What you should do :: Leave out the pictures and reproduce all of the data exactly.
★ ★ ★ ★ ★
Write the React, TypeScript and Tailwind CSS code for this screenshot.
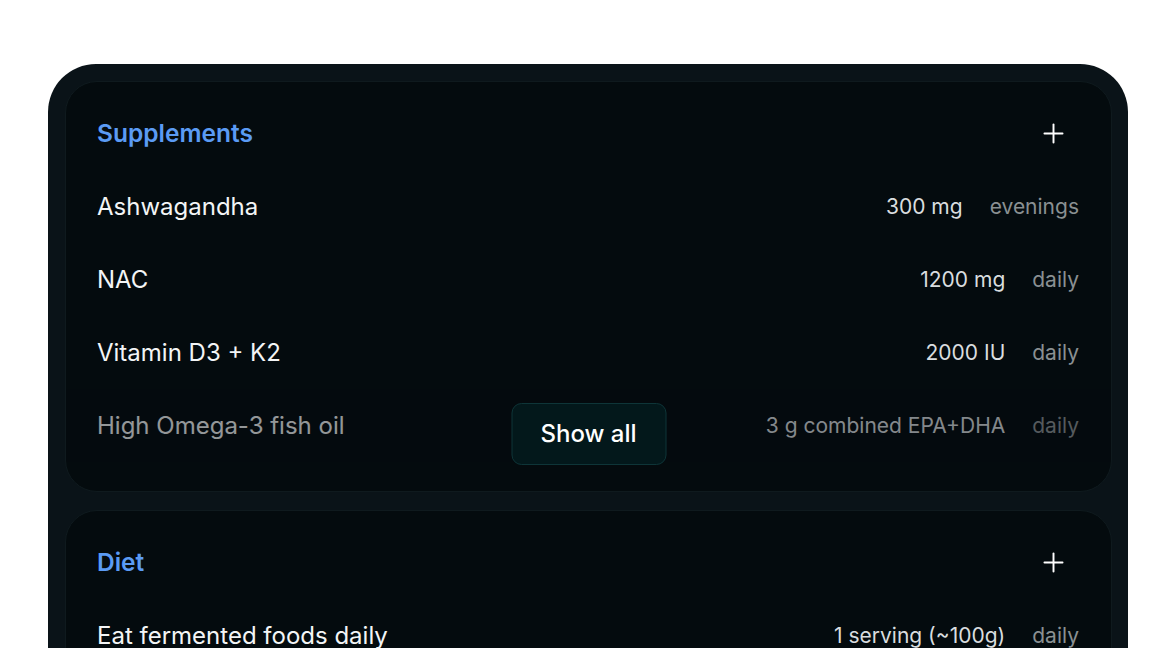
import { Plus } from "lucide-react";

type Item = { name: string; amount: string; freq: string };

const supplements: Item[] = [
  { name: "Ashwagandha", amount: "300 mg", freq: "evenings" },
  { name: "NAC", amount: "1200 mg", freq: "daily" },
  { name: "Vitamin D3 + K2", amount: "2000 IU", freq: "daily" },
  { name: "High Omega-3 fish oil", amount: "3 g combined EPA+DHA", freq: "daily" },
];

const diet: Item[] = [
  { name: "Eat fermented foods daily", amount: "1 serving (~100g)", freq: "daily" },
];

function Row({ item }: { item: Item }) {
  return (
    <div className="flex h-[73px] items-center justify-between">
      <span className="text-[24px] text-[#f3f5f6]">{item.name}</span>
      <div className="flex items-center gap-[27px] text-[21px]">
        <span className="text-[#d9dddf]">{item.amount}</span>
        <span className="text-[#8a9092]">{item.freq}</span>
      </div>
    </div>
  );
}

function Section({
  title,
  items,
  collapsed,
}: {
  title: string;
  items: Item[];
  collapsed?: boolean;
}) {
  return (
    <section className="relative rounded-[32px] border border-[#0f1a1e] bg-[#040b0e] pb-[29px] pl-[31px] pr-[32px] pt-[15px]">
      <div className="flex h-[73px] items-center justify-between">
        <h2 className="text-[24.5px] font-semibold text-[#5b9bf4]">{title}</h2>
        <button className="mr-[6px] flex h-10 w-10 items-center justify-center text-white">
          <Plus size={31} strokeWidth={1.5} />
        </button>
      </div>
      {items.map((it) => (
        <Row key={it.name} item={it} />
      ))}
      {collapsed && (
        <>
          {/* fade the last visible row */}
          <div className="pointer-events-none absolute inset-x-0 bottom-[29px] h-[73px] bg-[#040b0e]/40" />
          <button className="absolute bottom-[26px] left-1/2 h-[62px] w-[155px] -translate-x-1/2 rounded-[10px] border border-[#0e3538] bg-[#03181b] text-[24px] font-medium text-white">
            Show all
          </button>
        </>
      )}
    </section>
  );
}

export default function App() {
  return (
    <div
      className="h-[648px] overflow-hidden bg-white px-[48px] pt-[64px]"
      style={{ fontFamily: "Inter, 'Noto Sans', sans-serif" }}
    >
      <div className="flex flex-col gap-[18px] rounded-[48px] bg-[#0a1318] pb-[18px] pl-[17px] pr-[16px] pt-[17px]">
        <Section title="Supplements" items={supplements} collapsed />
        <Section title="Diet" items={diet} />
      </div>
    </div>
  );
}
★ ★ ★ ★ ★
Exercise answer ::
Write the React, TypeScript and Tailwind CSS code for this screenshot.
import { Plus } from "lucide-react";

type Item = { name: string; amount: string; freq: string };

const supplements: Item[] = [
  { name: "Ashwagandha", amount: "300 mg", freq: "evenings" },
  { name: "NAC", amount: "1200 mg", freq: "daily" },
  { name: "Vitamin D3 + K2", amount: "2000 IU", freq: "daily" },
  { name: "High Omega-3 fish oil", amount: "3 g combined EPA+DHA", freq: "daily" },
];

const diet: Item[] = [
  { name: "Eat fermented foods daily", amount: "1 serving (~100g)", freq: "daily" },
];

function Row({ item }: { item: Item }) {
  return (
    <div className="flex h-[73px] items-center justify-between">
      <span className="text-[24px] text-[#f3f5f6]">{item.name}</span>
      <div className="flex items-center gap-[27px] text-[21px]">
        <span className="text-[#d9dddf]">{item.amount}</span>
        <span className="text-[#8a9092]">{item.freq}</span>
      </div>
    </div>
  );
}

function Section({
  title,
  items,
  collapsed,
}: {
  title: string;
  items: Item[];
  collapsed?: boolean;
}) {
  return (
    <section className="relative rounded-[32px] border border-[#0f1a1e] bg-[#040b0e] pb-[29px] pl-[31px] pr-[32px] pt-[15px]">
      <div className="flex h-[73px] items-center justify-between">
        <h2 className="text-[24.5px] font-semibold text-[#5b9bf4]">{title}</h2>
        <button className="mr-[6px] flex h-10 w-10 items-center justify-center text-white">
          <Plus size={31} strokeWidth={1.5} />
        </button>
      </div>
      {items.map((it) => (
        <Row key={it.name} item={it} />
      ))}
      {collapsed && (
        <>
          {/* fade the last visible row */}
          <div className="pointer-events-none absolute inset-x-0 bottom-[29px] h-[73px] bg-[#040b0e]/40" />
          <button className="absolute bottom-[26px] left-1/2 h-[62px] w-[155px] -translate-x-1/2 rounded-[10px] border border-[#0e3538] bg-[#03181b] text-[24px] font-medium text-white">
            Show all
          </button>
        </>
      )}
    </section>
  );
}

export default function App() {
  return (
    <div
      className="h-[648px] overflow-hidden bg-white px-[48px] pt-[64px]"
      style={{ fontFamily: "Inter, 'Noto Sans', sans-serif" }}
    >
      <div className="flex flex-col gap-[18px] rounded-[48px] bg-[#0a1318] pb-[18px] pl-[17px] pr-[16px] pt-[17px]">
        <Section title="Supplements" items={supplements} collapsed />
        <Section title="Diet" items={diet} />
      </div>
    </div>
  );
}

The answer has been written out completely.